Chris Kluwe, who punted for the Vikings for eight seasons and was signed by the Seahawks as an undrafted free agent in 2005, said, as a specialist, getting a signing bonus matters somewhat since there are no guaranteed contracts in the NFL, even if it’s $3000, like in Kluwe’s case.
“You do have a chance. You’re being brought in to compete. But at the same time, these are $100 million a year salary cap teams, so if it’s a couple thousand bucks then they will get rid of you if you don’t perform. It’s an investment, but it’s not a major one on their part,” Kluwe said. “It’s a good sign, but you still have to go out and play.”
According to Greg Diulus, his agent, Yoklic has continued to keep his even keel even as the process reached its most important stages.
“He’s the type of kid that understands. There are some players out there you have to massage the truth a little bit when you talk to them about what to expect, or what their chances are to make a particular team, but with him, we shoot him dead straight,” Diulus said. “He knows that there are only 32 human beings on the face of the planet that get paychecks every week as a punter.”
Jodie said his realistic outlook never wavered before the call, which came minutes after the draft.
Yoklic, for his part, appears to be continuing to take everything as it comes, acknowledging the pressure of his situation, but not dwelling on it.
“You can’t think about stuff like that. You got to worry about what’s ahead of you and be ready just to perform your best at any time,” he said.

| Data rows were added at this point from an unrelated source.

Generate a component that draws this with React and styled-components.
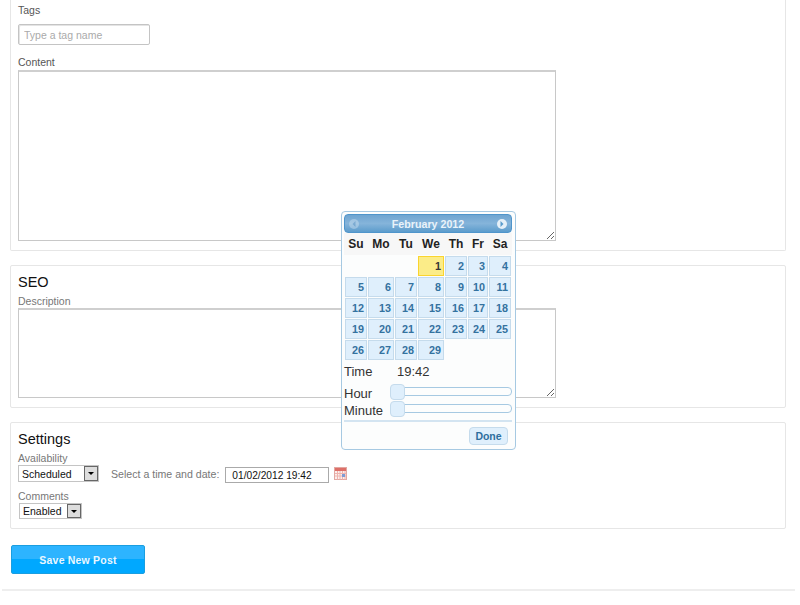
import React from 'react';
import styled, { createGlobalStyle } from 'styled-components';

const GlobalStyle = createGlobalStyle`
  html, body {
    margin: 0;
    padding: 0;
    background: #fff;
    font-family: "Liberation Sans", Arial, sans-serif;
  }
`;

const WEEK_DAYS = ['Su', 'Mo', 'Tu', 'We', 'Th', 'Fr', 'Sa'];

const FEBRUARY = [null, null, null, 1, 2, 3, 4];
for (let day = 5; day <= 29; day++) FEBRUARY.push(day);

const CalendarIcon = () => (
  <CalIconWrap viewBox="0 0 14 14" width="14" height="14">
    <rect x="0.5" y="0.5" width="12" height="12" fill="#fbeeec" stroke="#e2a8a2" />
    <rect x="1" y="1" width="11" height="3" fill="#dd6f68" />
    <path d="M1 6.5h11M1 9h11M3.5 4v8.5M6 4v8.5M8.5 4v8.5M11 4v8.5" stroke="#eeb4ae" strokeWidth="1" />
    <rect x="8" y="7" width="3" height="3" fill="#7d9bd4" />
  </CalIconWrap>
);

const DatePicker = () => (
  <Picker>
    <PickerHeader>
      <NavButton $faded>
        <svg viewBox="0 0 8 8" width="8" height="8">
          <path d="M5.5 1 2.5 4l3 3z" fill="#6f9cc4" />
        </svg>
      </NavButton>
      <PickerTitle>February 2012</PickerTitle>
      <NavButton>
        <svg viewBox="0 0 8 8" width="8" height="8">
          <path d="M2.5 1l3 3-3 3z" fill="#5c9ccc" />
        </svg>
      </NavButton>
    </PickerHeader>
    <WeekRow>
      {WEEK_DAYS.map((d) => (
        <WeekDay key={d}>{d}</WeekDay>
      ))}
    </WeekRow>
    <DayGrid>
      {FEBRUARY.map((day, i) =>
        day ? (
          <DayCell key={i} $today={day === 1}>{day}</DayCell>
        ) : (
          <span key={i} />
        )
      )}
    </DayGrid>
    <TimeRow>
      <TimeLabel>Time</TimeLabel>
      <span>19:42</span>
    </TimeRow>
    <SliderRow>
      <SliderLabel>Hour</SliderLabel>
      <SliderTrack><SliderHandle /></SliderTrack>
    </SliderRow>
    <SliderRow>
      <SliderLabel>Minute</SliderLabel>
      <SliderTrack><SliderHandle /></SliderTrack>
    </SliderRow>
    <PickerFooter>
      <DoneButton>Done</DoneButton>
    </PickerFooter>
  </Picker>
);

const App = () => (
  <>
    <GlobalStyle />
    <Page>
      <Panel $height={251} $open>
        <TagsLabel>Tags</TagsLabel>
        <TagInput placeholder="Type a tag name" />
        <ContentLabel>Content</ContentLabel>
        <BigTextarea $height={171} />
      </Panel>

      <Panel $height={143}>
        <PanelTitle>SEO</PanelTitle>
        <DescLabel>Description</DescLabel>
        <BigTextarea $height={90} />
      </Panel>

      <Panel $height={107}>
        <PanelTitle>Settings</PanelTitle>
        <DescLabel>Availability</DescLabel>
        <AvailabilityRow>
          <FakeSelect $width={81} $height={17}>
            <span>Scheduled</span>
            <SelectArrow />
          </FakeSelect>
          <DateLabel>Select a time and date:</DateLabel>
          <DateInput defaultValue="01/02/2012 19:42" />
          <CalendarIcon />
        </AvailabilityRow>
        <CommentsLabel>Comments</CommentsLabel>
        <CommentsRow>
          <FakeSelect $width={63} $height={16}>
            <span>Enabled</span>
            <SelectArrow />
          </FakeSelect>
        </CommentsRow>
      </Panel>

      <SaveButton>Save New Post</SaveButton>
      <BottomRule />
      <DatePicker />
    </Page>
  </>
);

export default App;

const Page = styled.div`
  position: relative;
  width: 800px;
  height: 605px;
  overflow: hidden;
  box-sizing: border-box;
  padding-left: 10px;
`;

const Panel = styled.section`
  box-sizing: border-box;
  width: 776px;
  height: ${(props) => props.$height}px;
  margin-bottom: 14px;
  padding: ${(props) => (props.$open ? '0 7px' : '8px 7px 0')};
  border: 1px solid #e6e6e6;
  border-top: ${(props) => (props.$open ? 'none' : '1px solid #e6e6e6')};
  border-radius: ${(props) => (props.$open ? '0 0 2px 2px' : '2px')};
`;

const Label = styled.label`
  display: block;
  font-size: 10.5px;
  line-height: 14px;
  color: #777;
`;

const TagsLabel = styled(Label)`
  padding-top: 3px;
  color: #555;
`;

const ContentLabel = styled(Label)`
  margin-top: 10px;
  margin-bottom: 1px;
  color: #555;
`;

const DescLabel = styled(Label)`
  margin-top: 3px;
`;

const CommentsLabel = styled(Label)`
  margin-top: 7px;
`;

const TagInput = styled.input`
  display: block;
  box-sizing: border-box;
  width: 132px;
  height: 21px;
  margin: 7px 0 0 0;
  padding: 0 5px;
  border: 1px solid #c4c4c4;
  box-shadow: inset 1px 1px 0 #e4e4e4;
  border-radius: 2px;
  font: 10.5px "Liberation Sans", Arial, sans-serif;
  &::placeholder {
    color: #aaa;
  }
`;

const BigTextarea = styled.textarea`
  display: block;
  box-sizing: border-box;
  width: 538px;
  height: ${(props) => props.$height}px;
  margin: 0;
  border: 1px solid #c8c8c8;
  border-top: 2px solid #cfcfcf;
  background: #fff;
`;

const PanelTitle = styled.h2`
  margin: 0;
  font-size: 14.5px;
  line-height: 17px;
  font-weight: normal;
  color: #111;
`;

const AvailabilityRow = styled.div`
  display: flex;
  align-items: flex-start;
  height: 17px;
`;

const CommentsRow = styled.div`
  display: flex;
  height: 16px;
  padding-left: 1px;
`;

const FakeSelect = styled.div`
  box-sizing: border-box;
  display: flex;
  align-items: center;
  justify-content: space-between;
  width: ${(props) => props.$width}px;
  height: ${(props) => props.$height}px;
  padding-left: 3px;
  border: 1px solid #c4c4c4;
  font-size: 10.5px;
  color: #111;
`;

const SelectArrow = styled.span`
  box-sizing: border-box;
  display: flex;
  align-items: center;
  justify-content: center;
  width: 14px;
  height: 100%;
  background: #ddd;
  border: 1px solid #666;
  &::after {
    content: '';
    border: 3px solid transparent;
    border-top: 3px solid #000;
    border-bottom: none;
  }
`;

const DateLabel = styled.span`
  margin: 2px 0 0 12px;
  font-size: 10.6px;
  line-height: 14px;
  color: #777;
`;

const DateInput = styled.input`
  box-sizing: border-box;
  width: 104px;
  height: 16px;
  margin: 2px 0 0 6px;
  padding: 0 6px;
  border: 1px solid #aaa;
  font: 10.2px "Liberation Sans", Arial, sans-serif;
  color: #111;
`;

const CalIconWrap = styled.svg`
  margin: 2px 0 0 5px;
`;

const SaveButton = styled.button`
  display: block;
  box-sizing: border-box;
  width: 134px;
  height: 29px;
  margin: 16px 0 0 1px;
  border: 1px solid #1a9ee0;
  border-radius: 2px;
  background: linear-gradient(#2db4ff 0 50%, #00a8ff 50% 100%);
  color: #eaf7ff;
  font: bold 10.5px "Liberation Sans", Arial, sans-serif;
  letter-spacing: 0.2px;
`;

const BottomRule = styled.div`
  width: 793px;
  height: 2px;
  margin: 15px 0 0 -8px;
  background: #eee;
`;

const Picker = styled.div`
  position: absolute;
  left: 341px;
  top: 211px;
  box-sizing: border-box;
  width: 175px;
  height: 239px;
  padding: 2px;
  border: 1px solid #a6c9e2;
  border-radius: 4px;
  background: #fcfdfd;
`;

const PickerHeader = styled.div`
  box-sizing: border-box;
  display: flex;
  align-items: center;
  justify-content: space-between;
  width: 168px;
  height: 19px;
  padding: 0 4px;
  border: 1px solid #4f95cb;
  border-radius: 4px;
  background: linear-gradient(#6fa5d1, #85b4da 50%, #5c9ccc);
`;

const PickerTitle = styled.span`
  font-size: 10.7px;
  font-weight: bold;
  color: #eaf3fa;
`;

const NavButton = styled.span`
  display: flex;
  align-items: center;
  justify-content: center;
  width: 10px;
  height: 10px;
  border-radius: 50%;
  background: #e6f0f8;
  opacity: ${(props) => (props.$faded ? 0.35 : 1)};
`;

const WeekRow = styled.div`
  display: grid;
  grid-template-columns: 22px 26px 22px 26px 22px 20px 22px;
  column-gap: 1px;
  width: 168px;
  height: 22px;
  padding-left: 1px;
  box-sizing: border-box;
  background: #f7f7f7;
`;

const WeekDay = styled.span`
  align-self: center;
  text-align: center;
  font-size: 12px;
  font-weight: bold;
  color: #222;
`;

const DayGrid = styled.div`
  display: grid;
  grid-template-columns: 22px 26px 22px 26px 22px 20px 22px;
  grid-auto-rows: 20px;
  gap: 1px;
  padding-left: 1px;
  margin-top: 1px;
`;

const DayCell = styled.span`
  box-sizing: border-box;
  padding-right: 2px;
  border: 1px solid ${(props) => (props.$today ? '#fad42e' : '#c5dbec')};
  background: ${(props) => (props.$today ? '#fbec88' : '#dfeffc')};
  color: ${(props) => (props.$today ? '#363636' : '#34729f')};
  font-size: 10.8px;
  font-weight: bold;
  line-height: 18px;
  text-align: right;
`;

const TimeRow = styled.div`
  display: flex;
  height: 18px;
  margin: 3px 0;
  font-size: 13px;
  line-height: 18px;
  color: #333;
`;

const TimeLabel = styled.span`
  width: 53px;
`;

const SliderRow = styled.div`
  display: flex;
  align-items: flex-start;
  height: 17px;
`;

const SliderLabel = styled.span`
  width: 46px;
  margin-top: 2px;
  font-size: 13px;
  line-height: 16px;
  color: #333;
`;

const SliderTrack = styled.div`
  position: relative;
  box-sizing: border-box;
  width: 122px;
  height: 9px;
  margin-top: 3px;
  border: 1px solid #a6c9e2;
  border-radius: 4px;
  background: #fcfdfd;
`;

const SliderHandle = styled.span`
  position: absolute;
  left: -1px;
  top: -4px;
  box-sizing: border-box;
  width: 15px;
  height: 16px;
  border: 1px solid #c5dbec;
  border-radius: 4px;
  background: #dfeffc;
`;

const PickerFooter = styled.div`
  display: flex;
  justify-content: flex-end;
  width: 168px;
  margin-top: 2px;
  padding-top: 5px;
  padding-right: 4px;
  box-sizing: border-box;
  border-top: 2px solid #d3e4f1;
`;

const DoneButton = styled.button`
  box-sizing: border-box;
  width: 39px;
  height: 18px;
  padding: 0;
  border: 1px solid #c5dbec;
  border-radius: 4px;
  background: #dfeffc;
  color: #2e6e9e;
  font: bold 10.5px "Liberation Sans", Arial, sans-serif;
`;
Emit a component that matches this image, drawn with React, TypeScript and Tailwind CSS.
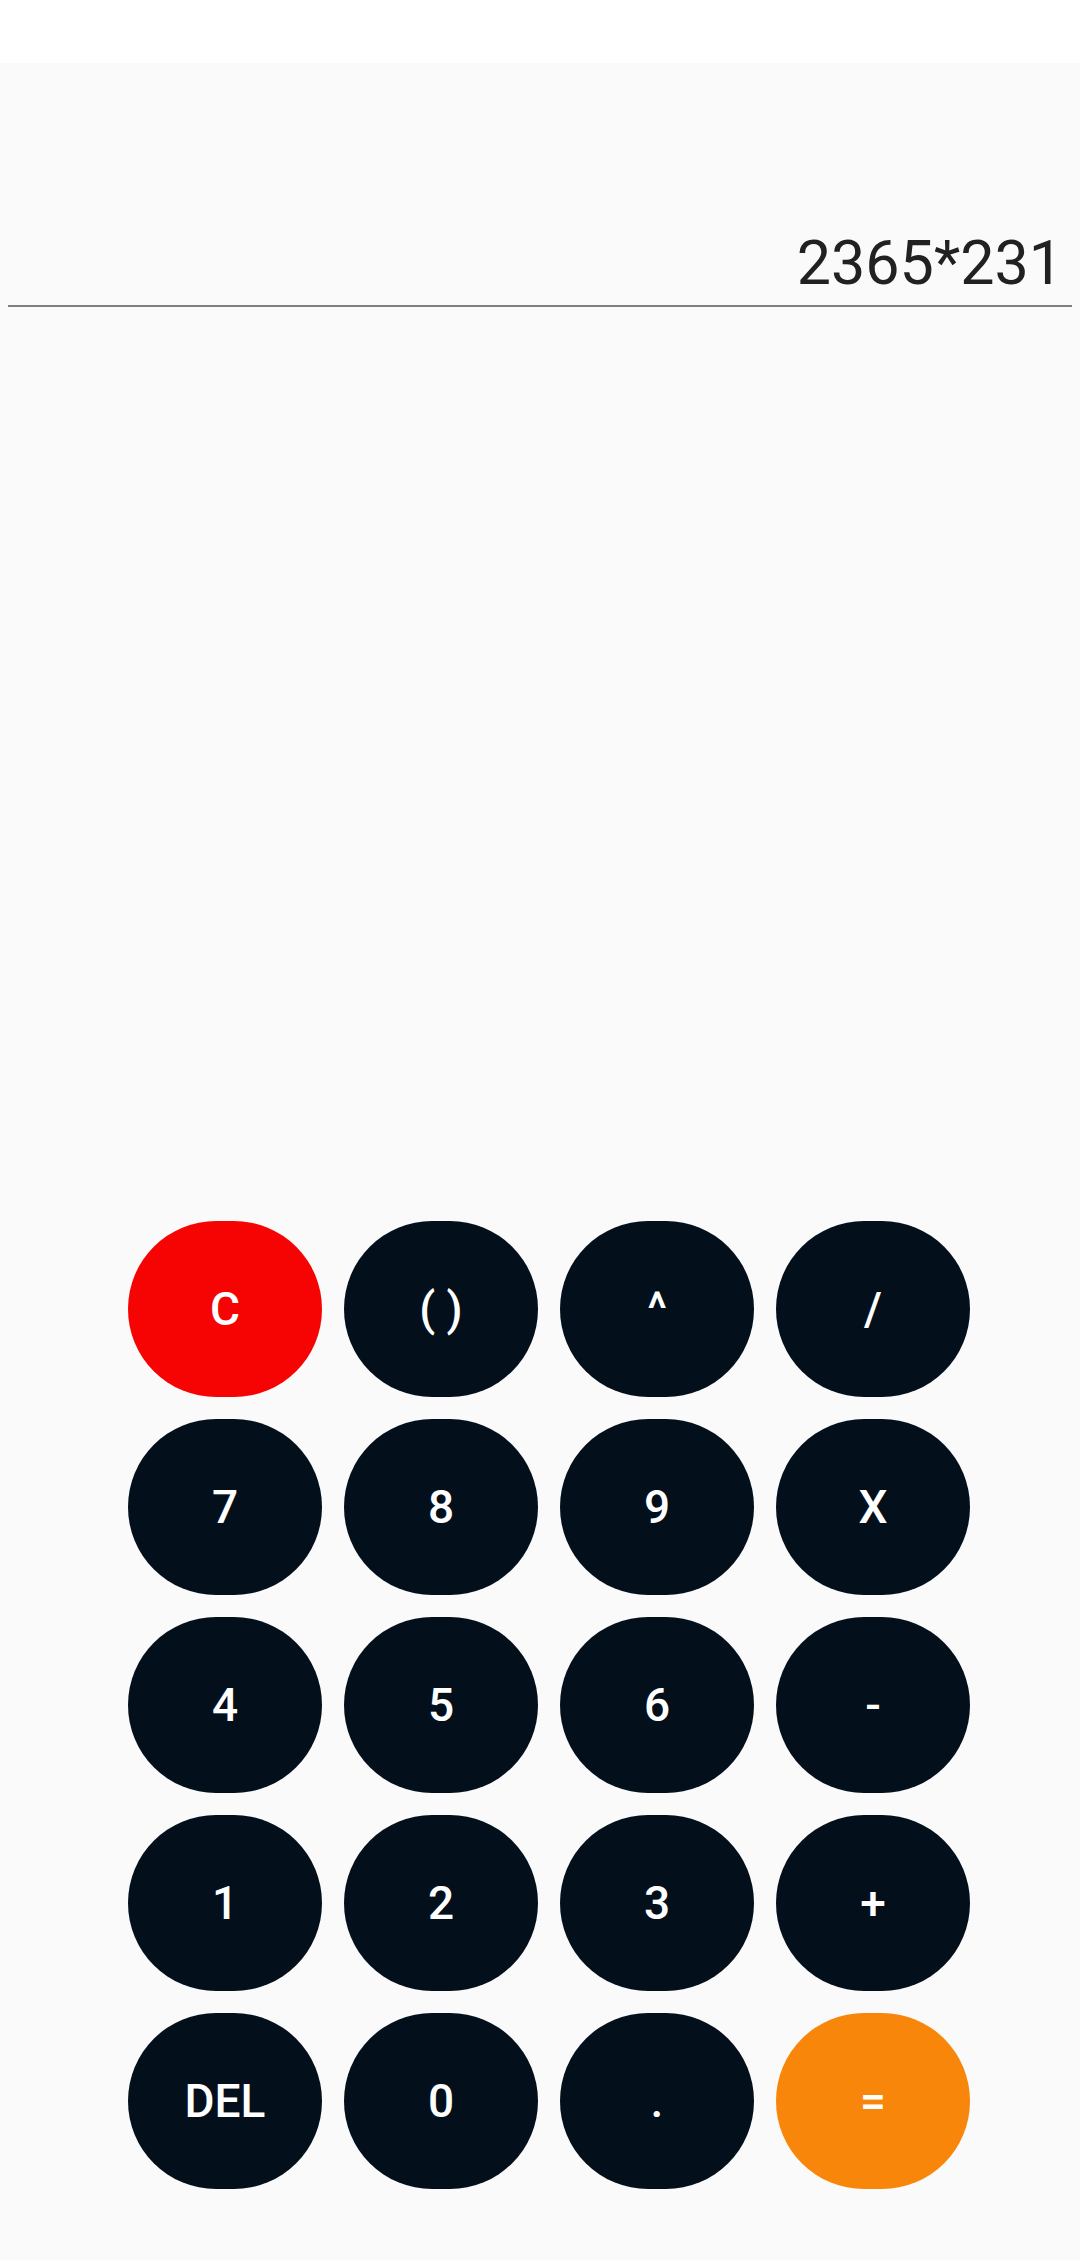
const keys: { label: string; tone?: "red" | "orange" }[] = [
  { label: "C", tone: "red" },
  { label: "( )" },
  { label: "^" },
  { label: "/" },
  { label: "7" },
  { label: "8" },
  { label: "9" },
  { label: "X" },
  { label: "4" },
  { label: "5" },
  { label: "6" },
  { label: "-" },
  { label: "1" },
  { label: "2" },
  { label: "3" },
  { label: "+" },
  { label: "DEL" },
  { label: "0" },
  { label: "." },
  { label: "=", tone: "orange" },
];

const Key = ({ label, tone }: { label: string; tone?: "red" | "orange" }) => {
  const bg =
    tone === "red" ? "bg-[#f60404]" : tone === "orange" ? "bg-[#f7860a]" : "bg-[#03101c]";
  return (
    <button
      className={`${bg} w-[194px] h-[176px] rounded-full flex items-center justify-center text-white text-[46px] font-medium leading-none`}
    >
      {label}
    </button>
  );
};

export default function App() {
  return (
    <div className="w-[1080px] min-h-[2260px] flex flex-col font-['Roboto',sans-serif] bg-white">
      {/* status bar */}
      <div className="h-[63px] bg-white" />

      <div className="flex-1 bg-[#fafafa] flex flex-col">
        {/* display */}
        <div className="mt-[164px] mx-[8px] pr-[9px] pb-[6px] border-b-2 border-[#7f7f7f] text-right">
          <span className="text-[61px] leading-[72px] text-[#212121] font-normal">2365*231</span>
        </div>

        {/* keypad */}
        <div className="mt-[914px] ml-[128px] grid grid-cols-[repeat(4,194px)] gap-x-[22px] gap-y-[22px]">
          {keys.map((k) => (
            <Key key={k.label} label={k.label} tone={k.tone} />
          ))}
        </div>
      </div>
    </div>
  );
}
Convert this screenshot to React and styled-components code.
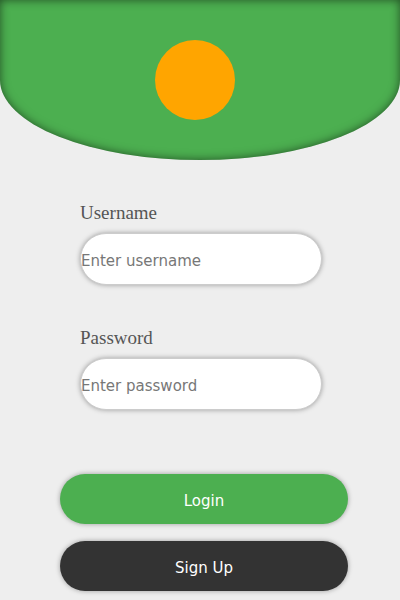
import React from "react";
import styled, { createGlobalStyle } from "styled-components";

const GlobalStyle = createGlobalStyle`
  html, body {
    margin: 0;
    padding: 0;
    background: #eeeeee;
  }
  * {
    box-sizing: border-box;
  }
`;

const Page = styled.div`
  width: 400px;
  height: 600px;
  display: flex;
  flex-direction: column;
  overflow: hidden;
`;

const Header = styled.div`
  height: 160px;
  background-color: #4caf50;
  border-radius: 0 0 50% 50%;
  box-shadow: inset 0 0 10px rgba(0, 0, 0, 0.55);
  display: flex;
  align-items: center;
  justify-content: center;
`;

const Logo = styled.div`
  width: 80px;
  height: 80px;
  margin-right: 10px;
  border-radius: 50%;
  background-color: #ffa500;
`;

const Form = styled.form`
  display: flex;
  flex-direction: column;
  padding: 42px 0 0 80px;
`;

const Field = styled.div`
  display: flex;
  flex-direction: column;
  gap: 10px;
  margin-bottom: ${props => props.$spacing || 0}px;
`;

const Label = styled.label`
  font-family: "Liberation Serif", "Times New Roman", serif;
  font-size: 19px;
  line-height: 21px;
  color: #555555;
`;

const Input = styled.input`
  width: 242px;
  height: 52px;
  padding: 3px 0 0 0;
  border: 1px solid #cccccc;
  border-radius: 26px;
  background: #ffffff;
  box-shadow: 0 0 5px rgba(0, 0, 0, 0.35);
  font-family: "DejaVu Sans", Verdana, sans-serif;
  font-size: 15px;
  color: #333333;
  outline: none;

  &::placeholder {
    color: #777777;
  }
`;

const Buttons = styled.div`
  display: flex;
  flex-direction: column;
  gap: 17px;
  padding: 64px 0 0 60px;
`;

const ActionButton = styled.button`
  width: 288px;
  height: 50px;
  padding: 3px 0 0 0;
  border: none;
  border-radius: 25px;
  background-color: ${props => (props.$dark ? "#333333" : "#4caf50")};
  color: #ffffff;
  font-family: "DejaVu Sans", Verdana, sans-serif;
  font-size: 15px;
  box-shadow: 0 0 5px rgba(0, 0, 0, 0.35);
  cursor: pointer;
`;

const App = () => (
  <>
    <GlobalStyle />
    <Page>
      <Header>
        <Logo />
      </Header>
      <Form onSubmit={e => e.preventDefault()}>
        <Field $spacing={42}>
          <Label htmlFor="username">Username</Label>
          <Input id="username" type="text" placeholder="Enter username" />
        </Field>
        <Field>
          <Label htmlFor="password">Password</Label>
          <Input id="password" type="password" placeholder="Enter password" />
        </Field>
      </Form>
      <Buttons>
        <ActionButton type="button">Login</ActionButton>
        <ActionButton type="button" $dark>
          Sign Up
        </ActionButton>
      </Buttons>
    </Page>
  </>
);

export default App;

Yoklic had been signed up for summer classes in Oakland, but once he got the news, he communicated with his professors, and they understood.
“That’s kind of been put on the back burner,” Yoklic said of coursework.
He flew down to Georgia by himself on May 11 to sign his contract the next day. He and the other 19 undrafted free agents live in a hotel near the team facility.
“It’s been a crazy ride. I’m glad. I feel like I landed in the right spot,” Yoklic said. “All you can really ask for is an opportunity, and I’m lucky enough to get one.”